Glossary
Keyword Stuffing
The manipulative practice of overloading web content with excessive keyword usage in an unnatural way, often resulting in poor user experience and potential search engine penalties.
Keyword stuffing represents an outdated black-hat SEO tactic where keywords are unnaturally crammed into content at disproportionate densities, often rendering text awkward and difficult to read. This practice manifests in several forms: excessive repetition of the same terms, listing variations of keywords out of context, hidden text containing keywords (using techniques like matching text and background colors), or irrelevant keyword insertion in unrelated content sections. This approach emerged during the early days of search engines when algorithms relied heavily on keyword counting as a primary ranking factor. Modern search algorithms have evolved significantly, employing sophisticated natural language processing and user engagement metrics that effectively identify and penalize content exhibiting keyword stuffing patterns.
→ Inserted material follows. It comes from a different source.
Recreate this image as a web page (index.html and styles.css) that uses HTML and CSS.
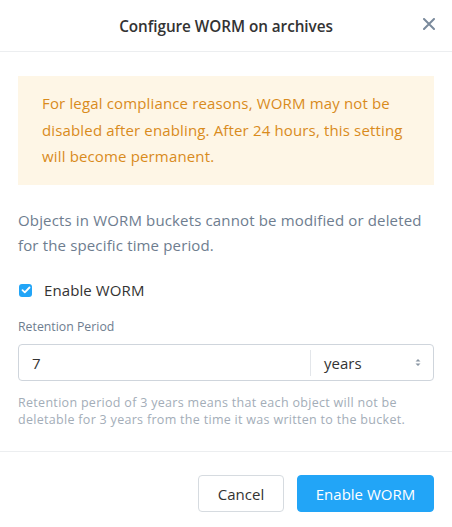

Websites engaging in this practice now risk algorithmic penalties, manual actions, or significant ranking decreases. Instead of keyword stuffing, contemporary SEO best practices emphasize creating valuable, comprehensive content that naturally incorporates relevant terms while prioritizing readability and user experience. Content should address user intent thoroughly, use synonyms and related concepts to establish semantic relationships, and maintain a conversational tone that engages readers. Quality indicators like dwell time, bounce rate, and user interaction signals have largely replaced keyword frequency as ranking factors.